How have partnerships and collaboration shaped Syracuse’s approach?
The exciting thing about being a mayor is that cities are great incubators where the best policy experiments can take place. What our i-team has done is identify low-cost solutions that can be implemented in cities across the country. We’ve worked with Argo Labs, who piloted their Street Quality Identification Device (SQUID) prototype here in Syracuse. Not only did this provide a training ground for Argo Labs, it also provided our Department of Public Works real, objective data about the quality of our city’s roads.
How is Syracuse sharing lessons learned with other cities?

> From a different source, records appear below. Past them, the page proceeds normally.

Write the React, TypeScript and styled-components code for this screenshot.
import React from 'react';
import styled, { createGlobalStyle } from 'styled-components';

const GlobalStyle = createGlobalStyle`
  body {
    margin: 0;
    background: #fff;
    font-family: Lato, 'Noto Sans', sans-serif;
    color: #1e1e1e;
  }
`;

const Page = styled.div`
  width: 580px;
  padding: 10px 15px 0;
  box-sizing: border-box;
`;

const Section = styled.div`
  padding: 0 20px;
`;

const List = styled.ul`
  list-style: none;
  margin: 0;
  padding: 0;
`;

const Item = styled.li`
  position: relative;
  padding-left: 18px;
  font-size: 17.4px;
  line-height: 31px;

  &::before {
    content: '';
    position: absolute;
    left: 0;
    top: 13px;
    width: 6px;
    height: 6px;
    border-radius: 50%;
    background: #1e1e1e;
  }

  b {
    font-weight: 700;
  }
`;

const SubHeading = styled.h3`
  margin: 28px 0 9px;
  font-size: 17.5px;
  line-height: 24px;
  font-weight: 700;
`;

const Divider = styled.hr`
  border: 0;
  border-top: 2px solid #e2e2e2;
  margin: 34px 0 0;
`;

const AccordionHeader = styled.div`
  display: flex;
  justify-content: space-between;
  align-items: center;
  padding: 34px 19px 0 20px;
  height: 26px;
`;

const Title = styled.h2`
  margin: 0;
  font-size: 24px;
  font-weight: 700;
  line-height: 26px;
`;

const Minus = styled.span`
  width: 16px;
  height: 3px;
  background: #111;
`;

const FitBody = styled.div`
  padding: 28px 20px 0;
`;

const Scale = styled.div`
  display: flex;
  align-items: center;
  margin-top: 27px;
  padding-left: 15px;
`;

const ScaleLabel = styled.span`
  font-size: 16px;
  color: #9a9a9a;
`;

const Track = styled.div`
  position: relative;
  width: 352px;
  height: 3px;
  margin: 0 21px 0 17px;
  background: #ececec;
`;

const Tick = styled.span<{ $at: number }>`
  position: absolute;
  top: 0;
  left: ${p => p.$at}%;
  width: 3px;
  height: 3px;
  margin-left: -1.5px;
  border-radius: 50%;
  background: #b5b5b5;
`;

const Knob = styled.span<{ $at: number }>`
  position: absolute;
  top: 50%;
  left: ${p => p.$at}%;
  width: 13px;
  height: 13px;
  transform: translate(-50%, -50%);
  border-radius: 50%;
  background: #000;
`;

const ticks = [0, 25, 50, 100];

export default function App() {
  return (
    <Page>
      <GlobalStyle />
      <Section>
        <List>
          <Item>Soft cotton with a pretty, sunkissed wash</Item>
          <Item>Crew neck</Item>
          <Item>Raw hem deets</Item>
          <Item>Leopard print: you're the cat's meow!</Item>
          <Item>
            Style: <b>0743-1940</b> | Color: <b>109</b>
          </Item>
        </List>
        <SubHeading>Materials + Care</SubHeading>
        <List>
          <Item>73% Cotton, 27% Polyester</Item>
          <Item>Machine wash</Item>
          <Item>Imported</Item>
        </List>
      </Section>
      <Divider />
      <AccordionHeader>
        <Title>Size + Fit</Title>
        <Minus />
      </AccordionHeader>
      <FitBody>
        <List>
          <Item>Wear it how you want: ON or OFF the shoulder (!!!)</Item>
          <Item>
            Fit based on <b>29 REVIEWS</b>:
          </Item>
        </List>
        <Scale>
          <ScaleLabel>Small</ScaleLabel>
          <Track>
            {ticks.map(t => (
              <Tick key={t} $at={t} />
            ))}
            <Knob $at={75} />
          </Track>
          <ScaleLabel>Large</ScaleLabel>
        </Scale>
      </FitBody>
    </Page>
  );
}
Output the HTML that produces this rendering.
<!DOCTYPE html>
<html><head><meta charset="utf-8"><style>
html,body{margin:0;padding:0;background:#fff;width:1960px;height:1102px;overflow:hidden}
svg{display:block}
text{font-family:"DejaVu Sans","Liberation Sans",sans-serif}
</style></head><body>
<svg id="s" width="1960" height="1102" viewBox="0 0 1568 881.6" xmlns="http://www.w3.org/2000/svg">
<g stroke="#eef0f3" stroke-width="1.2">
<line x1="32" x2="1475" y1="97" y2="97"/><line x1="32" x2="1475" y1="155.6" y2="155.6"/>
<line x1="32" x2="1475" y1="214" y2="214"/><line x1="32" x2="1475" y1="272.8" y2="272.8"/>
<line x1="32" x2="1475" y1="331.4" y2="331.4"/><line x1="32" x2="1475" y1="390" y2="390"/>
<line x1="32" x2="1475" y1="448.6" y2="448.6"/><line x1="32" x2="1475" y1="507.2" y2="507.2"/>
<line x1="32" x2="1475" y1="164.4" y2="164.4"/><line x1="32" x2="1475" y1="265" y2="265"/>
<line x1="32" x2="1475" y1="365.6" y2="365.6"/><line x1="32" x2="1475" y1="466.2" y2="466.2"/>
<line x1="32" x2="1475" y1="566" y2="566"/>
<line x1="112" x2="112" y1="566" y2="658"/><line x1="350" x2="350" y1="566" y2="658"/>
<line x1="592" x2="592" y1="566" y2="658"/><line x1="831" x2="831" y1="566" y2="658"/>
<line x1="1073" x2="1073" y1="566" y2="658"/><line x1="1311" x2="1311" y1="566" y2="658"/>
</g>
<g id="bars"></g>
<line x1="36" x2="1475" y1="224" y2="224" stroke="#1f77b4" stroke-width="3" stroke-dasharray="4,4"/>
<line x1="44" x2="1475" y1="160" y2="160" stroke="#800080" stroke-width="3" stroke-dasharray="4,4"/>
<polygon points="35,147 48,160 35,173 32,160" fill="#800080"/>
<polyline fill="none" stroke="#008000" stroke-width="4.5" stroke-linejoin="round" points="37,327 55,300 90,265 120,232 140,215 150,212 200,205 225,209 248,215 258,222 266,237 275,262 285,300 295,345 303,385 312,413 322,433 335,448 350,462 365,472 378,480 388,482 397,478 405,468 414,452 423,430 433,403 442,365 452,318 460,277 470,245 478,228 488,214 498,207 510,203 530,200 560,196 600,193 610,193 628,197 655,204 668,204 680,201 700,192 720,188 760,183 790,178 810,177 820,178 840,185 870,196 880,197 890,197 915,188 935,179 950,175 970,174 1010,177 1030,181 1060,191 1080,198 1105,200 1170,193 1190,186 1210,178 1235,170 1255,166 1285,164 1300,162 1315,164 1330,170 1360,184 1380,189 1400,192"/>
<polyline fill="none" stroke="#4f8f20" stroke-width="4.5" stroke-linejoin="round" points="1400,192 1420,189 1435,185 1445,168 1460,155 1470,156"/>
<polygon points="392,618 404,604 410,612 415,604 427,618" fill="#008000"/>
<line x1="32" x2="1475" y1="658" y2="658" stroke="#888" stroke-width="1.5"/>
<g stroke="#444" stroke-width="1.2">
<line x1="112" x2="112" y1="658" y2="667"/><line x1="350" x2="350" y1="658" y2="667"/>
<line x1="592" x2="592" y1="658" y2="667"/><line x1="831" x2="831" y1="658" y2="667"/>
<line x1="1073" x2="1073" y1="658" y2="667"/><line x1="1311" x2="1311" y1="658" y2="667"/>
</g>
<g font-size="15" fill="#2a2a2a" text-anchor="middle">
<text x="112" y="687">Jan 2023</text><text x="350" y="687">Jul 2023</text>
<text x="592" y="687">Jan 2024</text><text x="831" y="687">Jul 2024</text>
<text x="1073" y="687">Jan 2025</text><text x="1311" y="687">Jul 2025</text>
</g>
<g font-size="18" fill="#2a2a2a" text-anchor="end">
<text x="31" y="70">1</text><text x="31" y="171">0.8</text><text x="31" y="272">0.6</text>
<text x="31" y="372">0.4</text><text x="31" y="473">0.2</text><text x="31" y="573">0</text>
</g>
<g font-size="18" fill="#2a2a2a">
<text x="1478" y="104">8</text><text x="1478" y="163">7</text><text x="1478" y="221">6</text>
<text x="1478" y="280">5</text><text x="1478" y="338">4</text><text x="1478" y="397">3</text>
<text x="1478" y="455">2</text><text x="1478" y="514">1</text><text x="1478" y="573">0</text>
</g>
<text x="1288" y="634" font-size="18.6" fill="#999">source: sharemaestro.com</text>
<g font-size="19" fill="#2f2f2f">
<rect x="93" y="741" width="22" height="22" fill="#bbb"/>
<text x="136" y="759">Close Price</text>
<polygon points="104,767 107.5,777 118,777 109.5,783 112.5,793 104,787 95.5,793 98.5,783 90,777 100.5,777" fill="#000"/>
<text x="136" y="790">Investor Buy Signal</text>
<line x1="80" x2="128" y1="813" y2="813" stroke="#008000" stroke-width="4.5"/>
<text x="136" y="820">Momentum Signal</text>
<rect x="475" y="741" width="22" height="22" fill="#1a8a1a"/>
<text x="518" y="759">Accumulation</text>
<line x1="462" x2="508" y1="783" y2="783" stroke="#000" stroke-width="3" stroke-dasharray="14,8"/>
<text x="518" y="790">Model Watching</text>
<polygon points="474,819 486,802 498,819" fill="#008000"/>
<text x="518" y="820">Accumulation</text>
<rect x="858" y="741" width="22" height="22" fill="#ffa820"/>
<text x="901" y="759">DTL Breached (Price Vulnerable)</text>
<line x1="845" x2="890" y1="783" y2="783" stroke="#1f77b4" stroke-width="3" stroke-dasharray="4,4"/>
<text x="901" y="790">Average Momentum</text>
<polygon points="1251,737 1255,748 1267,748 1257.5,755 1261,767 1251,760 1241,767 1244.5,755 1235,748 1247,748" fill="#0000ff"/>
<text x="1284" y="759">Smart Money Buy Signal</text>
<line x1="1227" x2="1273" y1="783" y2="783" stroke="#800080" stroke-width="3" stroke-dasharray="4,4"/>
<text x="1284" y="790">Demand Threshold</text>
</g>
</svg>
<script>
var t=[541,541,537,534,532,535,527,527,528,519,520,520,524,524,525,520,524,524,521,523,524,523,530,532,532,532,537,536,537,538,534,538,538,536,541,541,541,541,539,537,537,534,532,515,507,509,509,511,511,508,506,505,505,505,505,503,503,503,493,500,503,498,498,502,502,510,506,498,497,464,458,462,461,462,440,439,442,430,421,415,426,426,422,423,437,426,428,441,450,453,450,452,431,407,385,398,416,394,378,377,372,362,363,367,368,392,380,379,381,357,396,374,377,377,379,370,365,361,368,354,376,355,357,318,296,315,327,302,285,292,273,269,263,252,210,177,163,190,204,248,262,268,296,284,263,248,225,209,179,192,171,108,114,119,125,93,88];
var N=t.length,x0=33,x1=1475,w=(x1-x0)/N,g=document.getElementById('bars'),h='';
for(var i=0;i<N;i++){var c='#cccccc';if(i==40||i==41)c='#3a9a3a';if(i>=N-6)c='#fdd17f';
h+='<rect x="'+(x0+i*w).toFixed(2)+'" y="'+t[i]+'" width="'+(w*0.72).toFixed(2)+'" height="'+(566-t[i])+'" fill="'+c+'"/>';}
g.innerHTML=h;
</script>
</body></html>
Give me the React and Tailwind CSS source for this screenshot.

We are eager to share our success stories with anyone who will listen. Our challenges – and successes – have been profiled in the The New York Times, The Wall Street Journal, and most recently Politico. I’ve been pleased to speak at conferences across the nation, even appearing with Flint, Michigan Mayor Karen Weaver at CityLab last year. Out of that conversation came a relationship and the opportunity to send our i-team members to her city, where they shared our experiences working with water infrastructure with Mayor Weaver’s team. Next month, we’re hosting the Mayor’s Innovation Project, which is completing a study – funded by the CS Mott Foundation – about the infrastructure needs of cities in the Great Lakes Basin.
What is the “secret sauce” for success?
We worked very hard to put together a team that really understands data science, public administration, policy, and innovation delivery. Beyond that, we strived to assemble a team that understands our community and its unique needs. I’ve always told them to keep the people of the city of Syracuse at the core of their work and keep that perspective at the center of everything they do. Government isn’t a balance sheet; it’s the sum of the humanity of the people we serve. It’s diverse, dynamic, interconnected needs that we serve. This is exciting and important work and when we bring together smart people willing to make a collective difference using the right tools, we can find incredible solutions to the challenges our community faces.